● EXERCISE DETAILS: Copy the data that follows exactly. Include no pictures.

———

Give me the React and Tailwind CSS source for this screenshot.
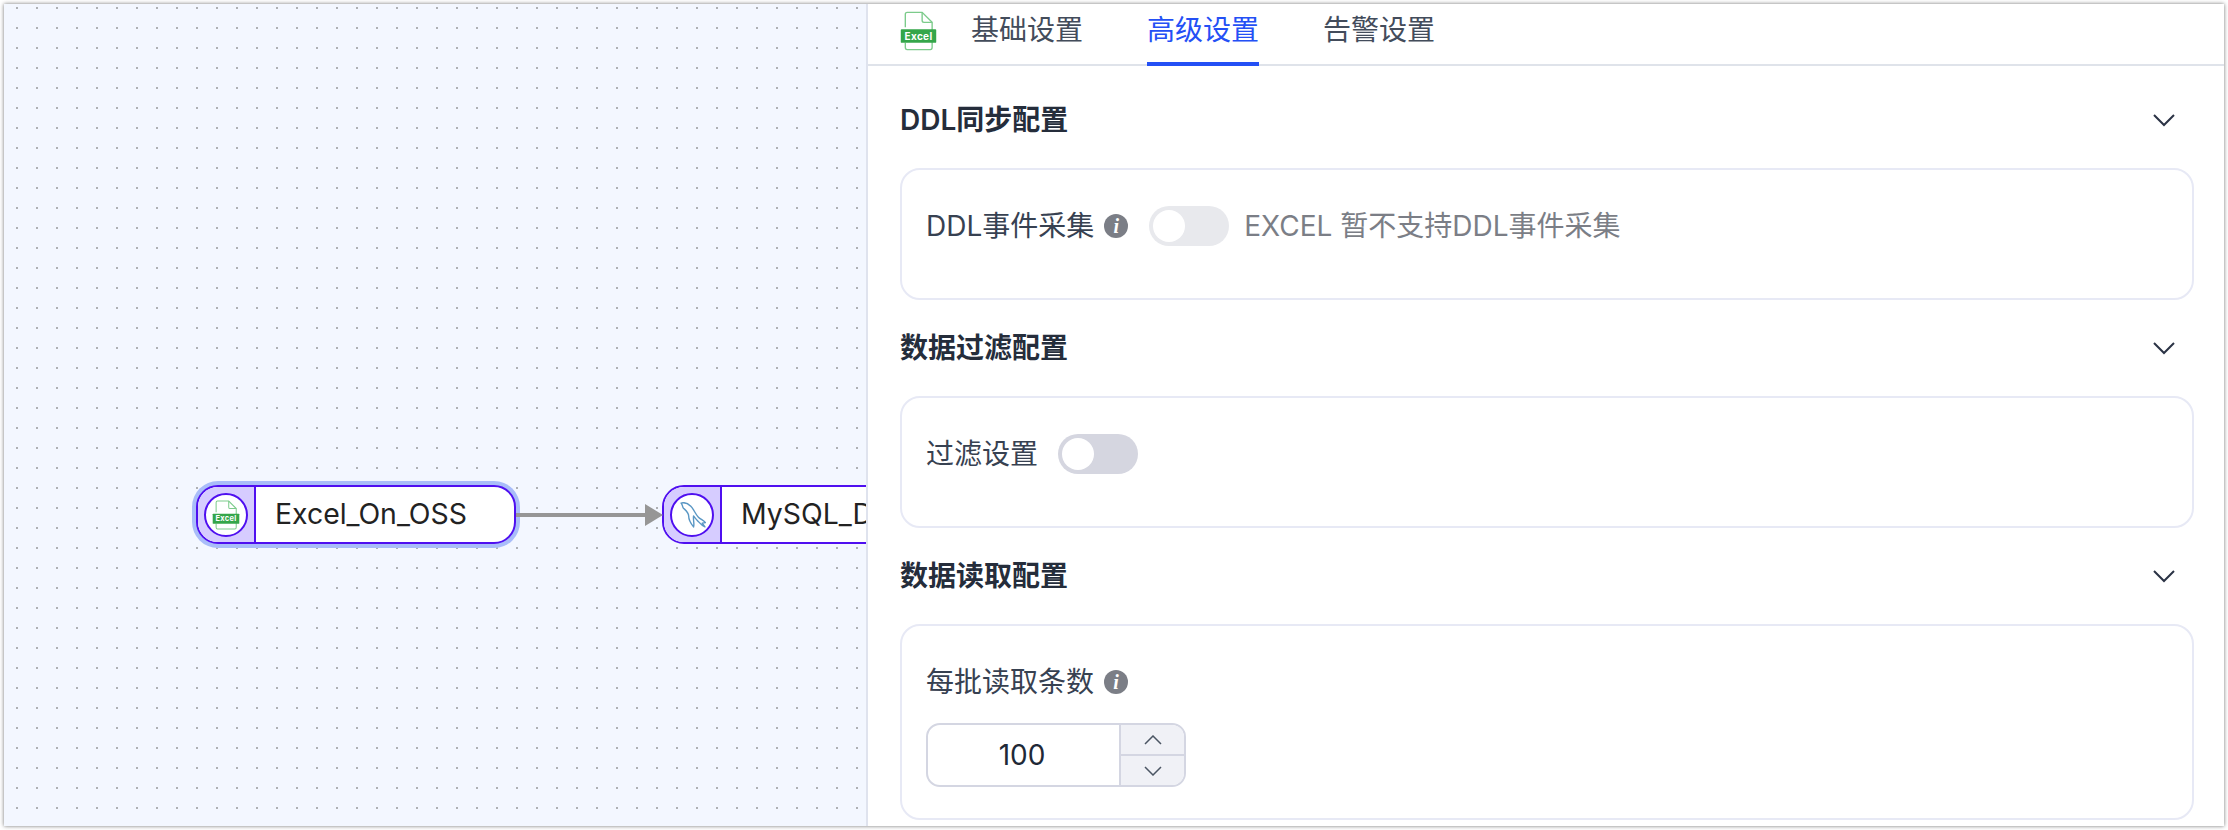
import React from "react";

const font = { fontFamily: '"Inter","Noto Sans CJK SC",sans-serif' };

function ExcelIcon({ className }) {
  return (
    <svg viewBox="0 0 40 44" className={className} fill="none">
      <path d="M5.5 18V3.5Q5.5 1.5 7.5 1.5H24L35 12.5V40Q35 42.5 33 42.5H7.5Q5.5 42.5 5.5 40V35" stroke="#7ccb8b" strokeWidth="1.5" />
      <path d="M24 1.5V10.5Q24 12.5 26 12.5H35" stroke="#7ccb8b" strokeWidth="1.5" />
      <rect x="0.5" y="20" width="39" height="15" rx="1" fill="#34a64a" />
      <text x="20" y="31.5" textAnchor="middle" fontSize="11" fontWeight="700" fill="#fff" fontFamily="Inter, sans-serif" letterSpacing="0.4">Excel</text>
    </svg>
  );
}

function Dolphin() {
  return (
    <svg width="26" height="26" viewBox="0 0 24 24" fill="none" className="ml-[1px]">
      <path
        d="M1 1C4 0 7 1 10 4C13 7 14 11 17 14C19 16 22 17 23.5 19L20.5 19.5L23 23C20 22 18 19 16 17C14.5 15.5 13.5 14 12.5 13C12 17 13.5 20 12.5 23C10 20 8 17 8 13C8 9.5 5 7.5 3 5.5C2 4.5 3 3.5 1 1Z"
        stroke="#5a97c4"
        strokeWidth="1.3"
        strokeLinejoin="round"
      />
    </svg>
  );
}

function Chevron() {
  return (
    <svg width="24" height="14" viewBox="0 0 24 14" fill="none" className="mr-[18px]">
      <path d="M2 2L12 12L22 2" stroke="#2b3345" strokeWidth="2" />
    </svg>
  );
}

function Info() {
  return (
    <span className="flex h-6 w-6 shrink-0 items-center justify-center rounded-full bg-[#7b7e86] text-[20px] font-bold italic leading-none text-white [font-family:'Liberation_Serif',serif]">
      i
    </span>
  );
}

function Heading({ children }) {
  return (
    <div className="flex h-10 items-center justify-between">
      <span className="text-[28px] font-semibold leading-10 text-[#252d3b]">{children}</span>
      <Chevron />
    </div>
  );
}

function Switch({ track }) {
  return (
    <span className={`flex h-10 w-20 shrink-0 items-center rounded-full pl-1 ${track}`}>
      <span className="h-8 w-8 rounded-full bg-white" />
    </span>
  );
}

function Node({ className, icon, label, ring }) {
  return (
    <div
      className={`absolute top-[481px] flex h-[59px] w-[320px] overflow-hidden rounded-[22px] border-2 border-[#4f0ff0] bg-white ${ring ? "shadow-[0_0_0_4px_#a9bdf9]" : ""} ${className}`}
    >
      <div className="flex w-[58px] shrink-0 items-center justify-center border-r-2 border-[#4f0ff0] bg-[#d6ccff]">
        <div className="flex h-[44px] w-[44px] shrink-0 items-center justify-center rounded-full border-2 border-[#4f0ff0] bg-white">
          {icon}
        </div>
      </div>
      <div className="flex items-center pl-[19px] text-[28.4px] leading-none whitespace-nowrap text-[#222222]">{label}</div>
    </div>
  );
}

export default function App() {
  return (
    <div className="h-[830px] w-[2228px] overflow-hidden bg-white pt-[4px] pl-[4px]" style={font}>
      <div className="flex h-[822px] w-[2220px] shadow-[0_0_4px_rgba(0,0,0,0.55)]">
        <div className="relative w-[864px] shrink-0 overflow-hidden border-r-2 border-[#dfe3ee] bg-[#f3f7ff] bg-[radial-gradient(circle,#aeb0b4_1px,transparent_1.2px)] bg-[size:20px_20px] bg-[position:3px_-6px]">
          <Node className="left-[192px]" ring label="Excel_On_OSS" icon={<ExcelIcon className="h-[30px] w-[28px]" />} />
          <Node className="left-[658px]" label="MySQL_D" icon={<Dolphin />} />
          <svg className="absolute top-[499px] left-[512px]" width="150" height="24" viewBox="0 0 150 24">
            <path d="M0 12H132" stroke="#969696" strokeWidth="4" />
            <path d="M129 1L147 12L129 23Z" fill="#969696" />
          </svg>
        </div>
        <div className="min-w-0 flex-1 bg-white">
          <div className="flex h-[62px] items-stretch border-b-2 border-[#dfe3ea] pl-[32px]">
            <ExcelIcon className="mt-[7px] mr-[34px] h-[40px] w-[37px]" />
            <div className="flex gap-[64px] text-[28px] leading-none">
              <span className="pt-[12px] text-[#434c5b]">基础设置</span>
              <span className="h-[62px] border-b-4 border-[#2450f5] pt-[12px] text-[#2450f5]">高级设置</span>
              <span className="pt-[12px] text-[#434c5b]">告警设置</span>
            </div>
          </div>
          <div className="pt-[34px] pr-[30px] pl-[32px]">
            <Heading>DDL同步配置</Heading>
            <div className="my-[28px] flex h-[132px] items-start rounded-[20px] border-2 border-[#e7e9f5] pt-[36px] pl-[24px]">
              <div className="flex items-center text-[28px] leading-10">
                <span className="text-[#374151]">DDL事件采集</span>
                <span className="ml-[10px]"><Info /></span>
                <span className="ml-[21px]"><Switch track="bg-[#e8e9ed]" /></span>
                <span className="ml-[15px] text-[#7b7e86]">EXCEL 暂不支持DDL事件采集</span>
              </div>
            </div>
            <Heading>数据过滤配置</Heading>
            <div className="my-[28px] flex h-[132px] items-start rounded-[20px] border-2 border-[#e7e9f5] pt-[36px] pl-[24px]">
              <div className="flex items-center text-[28px] leading-10">
                <span className="text-[#374151]">过滤设置</span>
                <span className="ml-[20px]"><Switch track="bg-[#d5d6e0]" /></span>
              </div>
            </div>
            <Heading>数据读取配置</Heading>
            <div className="mt-[28px] h-[196px] rounded-[20px] border-2 border-[#e7e9f5] pt-[36px] pl-[24px]">
              <div className="flex h-10 items-center text-[28px]">
                <span className="text-[#374151]">每批读取条数</span>
                <span className="ml-[10px]"><Info /></span>
              </div>
              <div className="mt-[21px] flex h-[64px] w-[260px] overflow-hidden rounded-[14px] border-2 border-[#d4d6e2]">
                <div className="flex flex-1 items-center justify-center pr-[3px] text-[28px] text-[#1f2937]">100</div>
                <div className="flex w-[65px] flex-col border-l-2 border-[#d4d6e2] bg-[#f0f1f6]">
                  <div className="flex flex-1 items-center justify-center border-b-2 border-[#d4d6e2]">
                    <svg width="18" height="10" viewBox="0 0 18 10" fill="none"><path d="M1 9L9 1L17 9" stroke="#4b5563" strokeWidth="1.5" /></svg>
                  </div>
                  <div className="flex flex-1 items-center justify-center">
                    <svg width="18" height="10" viewBox="0 0 18 10" fill="none"><path d="M1 1L9 9L17 1" stroke="#4b5563" strokeWidth="1.5" /></svg>
                  </div>
                </div>
              </div>
            </div>
          </div>
        </div>
      </div>
    </div>
  );
}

———

● RESULT OF THE TASK:
Give me the React and Tailwind CSS source for this screenshot.
import React from "react";

const font = { fontFamily: '"Inter","Noto Sans CJK SC",sans-serif' };

function ExcelIcon({ className }) {
  return (
    <svg viewBox="0 0 40 44" className={className} fill="none">
      <path d="M5.5 18V3.5Q5.5 1.5 7.5 1.5H24L35 12.5V40Q35 42.5 33 42.5H7.5Q5.5 42.5 5.5 40V35" stroke="#7ccb8b" strokeWidth="1.5" />
      <path d="M24 1.5V10.5Q24 12.5 26 12.5H35" stroke="#7ccb8b" strokeWidth="1.5" />
      <rect x="0.5" y="20" width="39" height="15" rx="1" fill="#34a64a" />
      <text x="20" y="31.5" textAnchor="middle" fontSize="11" fontWeight="700" fill="#fff" fontFamily="Inter, sans-serif" letterSpacing="0.4">Excel</text>
    </svg>
  );
}

function Dolphin() {
  return (
    <svg width="26" height="26" viewBox="0 0 24 24" fill="none" className="ml-[1px]">
      <path
        d="M1 1C4 0 7 1 10 4C13 7 14 11 17 14C19 16 22 17 23.5 19L20.5 19.5L23 23C20 22 18 19 16 17C14.5 15.5 13.5 14 12.5 13C12 17 13.5 20 12.5 23C10 20 8 17 8 13C8 9.5 5 7.5 3 5.5C2 4.5 3 3.5 1 1Z"
        stroke="#5a97c4"
        strokeWidth="1.3"
        strokeLinejoin="round"
      />
    </svg>
  );
}

function Chevron() {
  return (
    <svg width="24" height="14" viewBox="0 0 24 14" fill="none" className="mr-[18px]">
      <path d="M2 2L12 12L22 2" stroke="#2b3345" strokeWidth="2" />
    </svg>
  );
}

function Info() {
  return (
    <span className="flex h-6 w-6 shrink-0 items-center justify-center rounded-full bg-[#7b7e86] text-[20px] font-bold italic leading-none text-white [font-family:'Liberation_Serif',serif]">
      i
    </span>
  );
}

function Heading({ children }) {
  return (
    <div className="flex h-10 items-center justify-between">
      <span className="text-[28px] font-semibold leading-10 text-[#252d3b]">{children}</span>
      <Chevron />
    </div>
  );
}

function Switch({ track }) {
  return (
    <span className={`flex h-10 w-20 shrink-0 items-center rounded-full pl-1 ${track}`}>
      <span className="h-8 w-8 rounded-full bg-white" />
    </span>
  );
}

function Node({ className, icon, label, ring }) {
  return (
    <div
      className={`absolute top-[481px] flex h-[59px] w-[320px] overflow-hidden rounded-[22px] border-2 border-[#4f0ff0] bg-white ${ring ? "shadow-[0_0_0_4px_#a9bdf9]" : ""} ${className}`}
    >
      <div className="flex w-[58px] shrink-0 items-center justify-center border-r-2 border-[#4f0ff0] bg-[#d6ccff]">
        <div className="flex h-[44px] w-[44px] shrink-0 items-center justify-center rounded-full border-2 border-[#4f0ff0] bg-white">
          {icon}
        </div>
      </div>
      <div className="flex items-center pl-[19px] text-[28.4px] leading-none whitespace-nowrap text-[#222222]">{label}</div>
    </div>
  );
}

export default function App() {
  return (
    <div className="h-[830px] w-[2228px] overflow-hidden bg-white pt-[4px] pl-[4px]" style={font}>
      <div className="flex h-[822px] w-[2220px] shadow-[0_0_4px_rgba(0,0,0,0.55)]">
        <div className="relative w-[864px] shrink-0 overflow-hidden border-r-2 border-[#dfe3ee] bg-[#f3f7ff] bg-[radial-gradient(circle,#aeb0b4_1px,transparent_1.2px)] bg-[size:20px_20px] bg-[position:3px_-6px]">
          <Node className="left-[192px]" ring label="Excel_On_OSS" icon={<ExcelIcon className="h-[30px] w-[28px]" />} />
          <Node className="left-[658px]" label="MySQL_D" icon={<Dolphin />} />
          <svg className="absolute top-[499px] left-[512px]" width="150" height="24" viewBox="0 0 150 24">
            <path d="M0 12H132" stroke="#969696" strokeWidth="4" />
            <path d="M129 1L147 12L129 23Z" fill="#969696" />
          </svg>
        </div>
        <div className="min-w-0 flex-1 bg-white">
          <div className="flex h-[62px] items-stretch border-b-2 border-[#dfe3ea] pl-[32px]">
            <ExcelIcon className="mt-[7px] mr-[34px] h-[40px] w-[37px]" />
            <div className="flex gap-[64px] text-[28px] leading-none">
              <span className="pt-[12px] text-[#434c5b]">基础设置</span>
              <span className="h-[62px] border-b-4 border-[#2450f5] pt-[12px] text-[#2450f5]">高级设置</span>
              <span className="pt-[12px] text-[#434c5b]">告警设置</span>
            </div>
          </div>
          <div className="pt-[34px] pr-[30px] pl-[32px]">
            <Heading>DDL同步配置</Heading>
            <div className="my-[28px] flex h-[132px] items-start rounded-[20px] border-2 border-[#e7e9f5] pt-[36px] pl-[24px]">
              <div className="flex items-center text-[28px] leading-10">
                <span className="text-[#374151]">DDL事件采集</span>
                <span className="ml-[10px]"><Info /></span>
                <span className="ml-[21px]"><Switch track="bg-[#e8e9ed]" /></span>
                <span className="ml-[15px] text-[#7b7e86]">EXCEL 暂不支持DDL事件采集</span>
              </div>
            </div>
            <Heading>数据过滤配置</Heading>
            <div className="my-[28px] flex h-[132px] items-start rounded-[20px] border-2 border-[#e7e9f5] pt-[36px] pl-[24px]">
              <div className="flex items-center text-[28px] leading-10">
                <span className="text-[#374151]">过滤设置</span>
                <span className="ml-[20px]"><Switch track="bg-[#d5d6e0]" /></span>
              </div>
            </div>
            <Heading>数据读取配置</Heading>
            <div className="mt-[28px] h-[196px] rounded-[20px] border-2 border-[#e7e9f5] pt-[36px] pl-[24px]">
              <div className="flex h-10 items-center text-[28px]">
                <span className="text-[#374151]">每批读取条数</span>
                <span className="ml-[10px]"><Info /></span>
              </div>
              <div className="mt-[21px] flex h-[64px] w-[260px] overflow-hidden rounded-[14px] border-2 border-[#d4d6e2]">
                <div className="flex flex-1 items-center justify-center pr-[3px] text-[28px] text-[#1f2937]">100</div>
                <div className="flex w-[65px] flex-col border-l-2 border-[#d4d6e2] bg-[#f0f1f6]">
                  <div className="flex flex-1 items-center justify-center border-b-2 border-[#d4d6e2]">
                    <svg width="18" height="10" viewBox="0 0 18 10" fill="none"><path d="M1 9L9 1L17 9" stroke="#4b5563" strokeWidth="1.5" /></svg>
                  </div>
                  <div className="flex flex-1 items-center justify-center">
                    <svg width="18" height="10" viewBox="0 0 18 10" fill="none"><path d="M1 1L9 9L17 1" stroke="#4b5563" strokeWidth="1.5" /></svg>
                  </div>
                </div>
              </div>
            </div>
          </div>
        </div>
      </div>
    </div>
  );
}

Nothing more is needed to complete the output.